Brahim Djamel Kassali (إبراهيم جمال كسالي; born 11 November 1954) was the Algerian Minister of Finance from 14 June 2022 to 16 March 2023.

== Education ==
Kassali has a degree in financial sciences (1977) from the University of Algiers, a Diploma in Privatization and Modernization of the Public Sector in the Market Economy (1994) from the Institut international d'administration publique in Paris and a Diploma in Capital Markets Organization (1995) from the Institute of International Financial Services in Montreal.

== Career ==
From 1980 until 1983, Kassali worked as the Senior Treasury Inspector at the Ministry of Finance.

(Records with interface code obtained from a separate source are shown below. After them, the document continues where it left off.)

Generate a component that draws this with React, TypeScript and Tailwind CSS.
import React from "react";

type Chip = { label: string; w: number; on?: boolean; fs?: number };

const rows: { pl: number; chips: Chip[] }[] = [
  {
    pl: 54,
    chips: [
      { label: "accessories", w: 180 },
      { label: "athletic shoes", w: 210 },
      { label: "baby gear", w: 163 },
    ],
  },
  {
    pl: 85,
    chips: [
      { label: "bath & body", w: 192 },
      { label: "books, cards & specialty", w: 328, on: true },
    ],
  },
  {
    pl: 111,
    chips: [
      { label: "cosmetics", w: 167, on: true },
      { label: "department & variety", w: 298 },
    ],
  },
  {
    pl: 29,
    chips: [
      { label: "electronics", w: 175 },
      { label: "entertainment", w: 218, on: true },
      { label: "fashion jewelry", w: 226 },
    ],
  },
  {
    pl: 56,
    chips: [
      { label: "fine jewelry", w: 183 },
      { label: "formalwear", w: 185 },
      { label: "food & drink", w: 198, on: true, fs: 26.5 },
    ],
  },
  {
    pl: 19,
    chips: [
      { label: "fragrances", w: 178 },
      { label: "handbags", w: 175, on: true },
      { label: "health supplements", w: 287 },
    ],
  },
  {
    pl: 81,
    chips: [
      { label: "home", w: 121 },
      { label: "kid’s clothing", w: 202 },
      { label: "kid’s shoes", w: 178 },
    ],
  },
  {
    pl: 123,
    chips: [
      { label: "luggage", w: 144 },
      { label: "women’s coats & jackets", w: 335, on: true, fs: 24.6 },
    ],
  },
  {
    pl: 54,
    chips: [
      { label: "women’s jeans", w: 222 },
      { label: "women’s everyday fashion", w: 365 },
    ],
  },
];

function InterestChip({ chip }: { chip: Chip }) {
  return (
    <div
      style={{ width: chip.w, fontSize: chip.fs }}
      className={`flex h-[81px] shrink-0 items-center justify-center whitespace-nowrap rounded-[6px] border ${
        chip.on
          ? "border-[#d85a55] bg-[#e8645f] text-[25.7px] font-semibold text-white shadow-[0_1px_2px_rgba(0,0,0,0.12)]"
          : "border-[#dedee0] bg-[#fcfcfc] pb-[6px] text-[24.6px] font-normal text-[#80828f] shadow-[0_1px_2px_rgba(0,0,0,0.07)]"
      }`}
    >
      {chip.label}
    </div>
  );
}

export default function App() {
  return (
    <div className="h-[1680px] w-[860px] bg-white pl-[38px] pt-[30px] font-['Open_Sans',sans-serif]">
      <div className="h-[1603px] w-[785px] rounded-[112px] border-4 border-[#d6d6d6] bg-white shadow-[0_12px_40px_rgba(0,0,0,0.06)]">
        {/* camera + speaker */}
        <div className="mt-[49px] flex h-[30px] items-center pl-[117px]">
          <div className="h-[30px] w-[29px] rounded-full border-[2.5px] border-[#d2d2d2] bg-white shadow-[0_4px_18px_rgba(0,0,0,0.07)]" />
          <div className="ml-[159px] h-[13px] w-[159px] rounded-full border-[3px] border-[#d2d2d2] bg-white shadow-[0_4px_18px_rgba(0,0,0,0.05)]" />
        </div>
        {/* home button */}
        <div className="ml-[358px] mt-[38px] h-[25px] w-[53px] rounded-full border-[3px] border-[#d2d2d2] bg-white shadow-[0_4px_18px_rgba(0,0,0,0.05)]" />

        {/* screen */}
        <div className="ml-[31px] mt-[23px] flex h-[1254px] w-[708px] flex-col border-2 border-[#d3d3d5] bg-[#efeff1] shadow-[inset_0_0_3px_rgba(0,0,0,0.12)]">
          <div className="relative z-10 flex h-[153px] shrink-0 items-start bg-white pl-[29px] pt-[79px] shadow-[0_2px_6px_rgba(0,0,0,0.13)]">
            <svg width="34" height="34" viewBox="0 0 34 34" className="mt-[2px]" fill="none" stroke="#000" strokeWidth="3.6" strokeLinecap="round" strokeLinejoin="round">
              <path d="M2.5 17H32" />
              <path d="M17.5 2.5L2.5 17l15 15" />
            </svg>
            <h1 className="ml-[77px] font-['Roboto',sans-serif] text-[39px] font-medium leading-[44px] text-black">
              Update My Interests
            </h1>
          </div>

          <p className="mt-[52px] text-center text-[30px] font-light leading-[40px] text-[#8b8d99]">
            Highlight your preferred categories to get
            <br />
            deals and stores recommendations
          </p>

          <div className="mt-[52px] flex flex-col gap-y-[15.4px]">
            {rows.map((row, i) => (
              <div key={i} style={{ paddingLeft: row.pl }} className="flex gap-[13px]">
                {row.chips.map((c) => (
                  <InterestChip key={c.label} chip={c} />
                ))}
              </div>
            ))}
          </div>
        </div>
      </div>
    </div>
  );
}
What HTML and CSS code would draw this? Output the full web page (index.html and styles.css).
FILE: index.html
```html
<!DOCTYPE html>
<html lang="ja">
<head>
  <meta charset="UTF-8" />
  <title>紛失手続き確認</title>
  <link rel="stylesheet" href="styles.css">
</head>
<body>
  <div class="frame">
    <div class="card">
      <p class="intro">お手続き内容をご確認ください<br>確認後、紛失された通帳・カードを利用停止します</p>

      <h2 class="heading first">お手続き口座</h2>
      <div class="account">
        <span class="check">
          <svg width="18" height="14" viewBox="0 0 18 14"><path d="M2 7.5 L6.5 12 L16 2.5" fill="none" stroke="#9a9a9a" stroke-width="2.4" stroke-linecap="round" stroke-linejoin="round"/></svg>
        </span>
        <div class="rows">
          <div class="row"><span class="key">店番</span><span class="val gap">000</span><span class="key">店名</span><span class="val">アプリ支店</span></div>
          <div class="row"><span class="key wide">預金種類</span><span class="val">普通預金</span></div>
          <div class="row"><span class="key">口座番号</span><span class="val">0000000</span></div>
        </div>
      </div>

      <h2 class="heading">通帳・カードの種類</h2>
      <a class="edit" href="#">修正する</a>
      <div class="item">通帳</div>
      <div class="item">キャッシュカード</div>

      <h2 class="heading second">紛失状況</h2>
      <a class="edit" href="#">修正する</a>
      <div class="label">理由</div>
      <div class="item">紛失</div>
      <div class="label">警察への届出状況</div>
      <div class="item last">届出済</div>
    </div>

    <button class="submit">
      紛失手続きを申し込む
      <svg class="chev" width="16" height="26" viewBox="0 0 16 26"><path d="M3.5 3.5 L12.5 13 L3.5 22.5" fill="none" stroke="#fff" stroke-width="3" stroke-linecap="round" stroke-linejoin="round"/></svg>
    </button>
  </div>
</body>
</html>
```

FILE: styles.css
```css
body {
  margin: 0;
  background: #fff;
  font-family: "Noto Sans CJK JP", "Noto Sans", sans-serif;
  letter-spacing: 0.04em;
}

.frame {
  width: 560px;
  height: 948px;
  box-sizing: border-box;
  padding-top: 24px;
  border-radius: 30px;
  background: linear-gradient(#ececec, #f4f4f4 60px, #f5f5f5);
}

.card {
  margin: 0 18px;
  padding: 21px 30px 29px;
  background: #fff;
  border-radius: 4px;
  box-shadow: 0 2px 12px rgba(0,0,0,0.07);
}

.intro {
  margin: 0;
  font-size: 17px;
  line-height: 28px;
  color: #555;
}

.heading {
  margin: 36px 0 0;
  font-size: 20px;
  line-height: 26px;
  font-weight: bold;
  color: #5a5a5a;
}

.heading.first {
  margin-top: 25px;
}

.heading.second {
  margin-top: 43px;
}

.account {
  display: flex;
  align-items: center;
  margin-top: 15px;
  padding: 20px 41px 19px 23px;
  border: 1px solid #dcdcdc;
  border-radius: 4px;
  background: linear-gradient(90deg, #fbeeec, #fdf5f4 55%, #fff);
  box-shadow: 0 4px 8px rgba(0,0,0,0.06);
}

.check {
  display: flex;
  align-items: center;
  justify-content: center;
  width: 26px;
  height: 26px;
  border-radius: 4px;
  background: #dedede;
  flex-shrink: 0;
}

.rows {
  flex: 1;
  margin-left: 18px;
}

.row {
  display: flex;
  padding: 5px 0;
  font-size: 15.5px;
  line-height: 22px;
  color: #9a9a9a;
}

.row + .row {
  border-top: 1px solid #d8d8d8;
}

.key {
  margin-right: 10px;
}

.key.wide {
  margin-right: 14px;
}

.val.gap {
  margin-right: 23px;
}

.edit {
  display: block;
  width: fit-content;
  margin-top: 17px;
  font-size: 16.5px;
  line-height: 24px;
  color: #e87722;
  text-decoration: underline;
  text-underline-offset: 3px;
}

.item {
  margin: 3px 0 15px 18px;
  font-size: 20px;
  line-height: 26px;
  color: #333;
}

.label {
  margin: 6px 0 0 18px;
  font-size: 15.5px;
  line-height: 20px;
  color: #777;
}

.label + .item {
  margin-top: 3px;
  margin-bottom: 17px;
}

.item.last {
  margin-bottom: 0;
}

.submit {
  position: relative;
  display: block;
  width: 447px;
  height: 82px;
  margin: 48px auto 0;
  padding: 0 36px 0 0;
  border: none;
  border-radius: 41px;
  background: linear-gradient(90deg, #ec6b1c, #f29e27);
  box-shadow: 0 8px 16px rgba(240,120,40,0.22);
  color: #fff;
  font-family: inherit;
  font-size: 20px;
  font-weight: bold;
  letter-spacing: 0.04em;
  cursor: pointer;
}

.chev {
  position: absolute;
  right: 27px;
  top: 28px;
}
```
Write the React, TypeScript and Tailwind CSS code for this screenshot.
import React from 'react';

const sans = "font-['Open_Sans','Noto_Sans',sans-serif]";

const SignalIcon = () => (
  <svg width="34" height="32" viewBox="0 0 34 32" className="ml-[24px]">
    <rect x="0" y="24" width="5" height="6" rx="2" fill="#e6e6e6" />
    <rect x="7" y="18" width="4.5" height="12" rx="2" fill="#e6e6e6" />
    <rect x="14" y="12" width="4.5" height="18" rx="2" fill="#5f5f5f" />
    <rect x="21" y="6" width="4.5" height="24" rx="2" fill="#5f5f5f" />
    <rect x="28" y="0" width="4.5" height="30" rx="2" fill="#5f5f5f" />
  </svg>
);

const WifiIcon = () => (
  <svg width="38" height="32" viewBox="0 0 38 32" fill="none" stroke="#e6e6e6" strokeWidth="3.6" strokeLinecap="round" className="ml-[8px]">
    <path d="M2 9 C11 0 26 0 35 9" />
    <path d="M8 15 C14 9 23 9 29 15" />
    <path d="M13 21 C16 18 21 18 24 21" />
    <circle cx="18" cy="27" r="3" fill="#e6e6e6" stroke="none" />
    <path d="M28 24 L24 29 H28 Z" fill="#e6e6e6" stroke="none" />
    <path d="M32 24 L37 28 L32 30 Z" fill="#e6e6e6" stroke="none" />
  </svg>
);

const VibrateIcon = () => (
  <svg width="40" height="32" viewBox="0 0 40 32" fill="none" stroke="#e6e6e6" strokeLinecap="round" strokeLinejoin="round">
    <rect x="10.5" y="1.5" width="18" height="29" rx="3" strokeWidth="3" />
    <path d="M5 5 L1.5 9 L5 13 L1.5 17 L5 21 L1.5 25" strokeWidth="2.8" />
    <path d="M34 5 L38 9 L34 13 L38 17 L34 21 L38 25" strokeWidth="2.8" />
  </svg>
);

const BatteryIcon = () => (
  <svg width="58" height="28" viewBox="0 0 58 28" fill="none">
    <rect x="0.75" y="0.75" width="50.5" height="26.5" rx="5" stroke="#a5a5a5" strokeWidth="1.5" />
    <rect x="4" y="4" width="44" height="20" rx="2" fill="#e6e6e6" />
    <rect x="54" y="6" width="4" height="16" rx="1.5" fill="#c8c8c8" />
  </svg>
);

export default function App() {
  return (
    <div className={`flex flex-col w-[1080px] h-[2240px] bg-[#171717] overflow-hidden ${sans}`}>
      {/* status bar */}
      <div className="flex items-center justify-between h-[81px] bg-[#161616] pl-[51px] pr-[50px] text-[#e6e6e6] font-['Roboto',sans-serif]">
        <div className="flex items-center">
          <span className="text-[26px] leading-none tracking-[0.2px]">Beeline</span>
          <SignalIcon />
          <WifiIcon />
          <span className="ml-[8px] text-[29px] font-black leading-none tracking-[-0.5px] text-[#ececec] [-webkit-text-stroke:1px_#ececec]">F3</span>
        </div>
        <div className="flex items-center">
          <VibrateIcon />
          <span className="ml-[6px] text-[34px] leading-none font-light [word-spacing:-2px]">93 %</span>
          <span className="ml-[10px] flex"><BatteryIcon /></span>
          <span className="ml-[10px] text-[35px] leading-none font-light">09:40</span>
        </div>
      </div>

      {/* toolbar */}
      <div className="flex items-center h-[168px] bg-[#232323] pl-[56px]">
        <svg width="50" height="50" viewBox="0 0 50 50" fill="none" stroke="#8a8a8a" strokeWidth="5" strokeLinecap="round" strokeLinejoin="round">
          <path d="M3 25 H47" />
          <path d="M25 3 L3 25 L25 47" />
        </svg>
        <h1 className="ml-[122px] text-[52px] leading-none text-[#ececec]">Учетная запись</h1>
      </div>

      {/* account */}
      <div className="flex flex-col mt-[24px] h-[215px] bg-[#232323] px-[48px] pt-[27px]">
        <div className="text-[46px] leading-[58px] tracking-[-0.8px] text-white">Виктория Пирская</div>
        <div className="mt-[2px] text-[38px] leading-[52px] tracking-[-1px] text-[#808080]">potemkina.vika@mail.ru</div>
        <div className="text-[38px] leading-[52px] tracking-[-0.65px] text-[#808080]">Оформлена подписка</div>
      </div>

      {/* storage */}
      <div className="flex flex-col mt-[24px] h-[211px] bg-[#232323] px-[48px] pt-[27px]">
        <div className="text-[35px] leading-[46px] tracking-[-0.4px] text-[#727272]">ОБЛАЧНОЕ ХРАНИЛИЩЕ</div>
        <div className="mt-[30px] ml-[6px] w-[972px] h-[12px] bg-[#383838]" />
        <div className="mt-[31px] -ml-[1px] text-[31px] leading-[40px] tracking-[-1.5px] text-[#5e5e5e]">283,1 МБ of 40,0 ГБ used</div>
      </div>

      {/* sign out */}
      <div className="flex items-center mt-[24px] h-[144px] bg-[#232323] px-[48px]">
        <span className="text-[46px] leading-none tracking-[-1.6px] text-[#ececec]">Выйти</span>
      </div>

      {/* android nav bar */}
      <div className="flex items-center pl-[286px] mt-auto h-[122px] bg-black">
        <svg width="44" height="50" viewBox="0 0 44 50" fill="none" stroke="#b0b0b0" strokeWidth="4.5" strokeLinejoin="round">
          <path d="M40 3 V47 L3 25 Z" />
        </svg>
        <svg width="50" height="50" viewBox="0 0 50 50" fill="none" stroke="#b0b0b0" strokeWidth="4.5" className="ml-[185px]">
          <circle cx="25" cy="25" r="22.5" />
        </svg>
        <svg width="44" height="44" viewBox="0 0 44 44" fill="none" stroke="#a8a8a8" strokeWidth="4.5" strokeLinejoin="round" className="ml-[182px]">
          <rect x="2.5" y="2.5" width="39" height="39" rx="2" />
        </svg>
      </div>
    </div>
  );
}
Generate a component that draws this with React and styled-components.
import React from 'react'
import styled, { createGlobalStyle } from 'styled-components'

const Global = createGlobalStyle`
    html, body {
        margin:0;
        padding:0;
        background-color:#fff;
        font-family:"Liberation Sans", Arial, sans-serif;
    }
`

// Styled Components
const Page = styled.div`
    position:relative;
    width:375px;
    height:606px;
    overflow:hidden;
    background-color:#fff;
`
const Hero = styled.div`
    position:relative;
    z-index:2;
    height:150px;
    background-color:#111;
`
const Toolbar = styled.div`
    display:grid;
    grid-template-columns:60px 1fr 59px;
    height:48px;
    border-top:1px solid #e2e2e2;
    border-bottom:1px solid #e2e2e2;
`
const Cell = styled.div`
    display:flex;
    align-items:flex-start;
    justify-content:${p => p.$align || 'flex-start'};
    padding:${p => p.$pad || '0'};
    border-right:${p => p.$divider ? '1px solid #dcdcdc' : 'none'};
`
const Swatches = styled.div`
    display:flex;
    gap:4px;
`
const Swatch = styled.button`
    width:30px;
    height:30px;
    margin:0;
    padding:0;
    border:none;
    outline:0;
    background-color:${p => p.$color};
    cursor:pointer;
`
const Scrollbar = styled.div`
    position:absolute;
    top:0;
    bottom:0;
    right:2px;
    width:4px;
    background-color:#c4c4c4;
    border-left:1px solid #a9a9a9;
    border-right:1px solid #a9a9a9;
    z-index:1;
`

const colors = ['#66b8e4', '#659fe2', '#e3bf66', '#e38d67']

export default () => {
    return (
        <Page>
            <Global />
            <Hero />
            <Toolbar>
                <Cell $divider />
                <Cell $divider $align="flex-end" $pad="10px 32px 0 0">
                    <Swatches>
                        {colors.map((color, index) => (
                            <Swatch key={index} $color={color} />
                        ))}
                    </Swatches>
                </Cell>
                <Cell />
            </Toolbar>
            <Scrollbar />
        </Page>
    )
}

In 1984, he was appointed head of the Banking Regulation Office and in 1987, Deputy Director of Credit at the Ministry of Economy. He was the Deputy Director of Budgetary Operations at the Ministry of Economy from 1990 until 1991.

Between 1995 and 2003, Kassali worked as the Director of Loans and Commitments of the State at the Ministry of Finance. In 2003, he was appointed the acting Director General of the Treasury at the Ministry of Finance.

From 2005 until 2020, Kassali was the CEO of the Algerian Insurance and Reinsurance Company (CAAR). In addition, he was the president of the Algerian Union of Insurance and Reinsurance Companies (UAR) for several years.

In May 2020, he was appointed Secretary General of the Ministry of Finance.

Since July 2022, Kassali has been the Minister of Finances.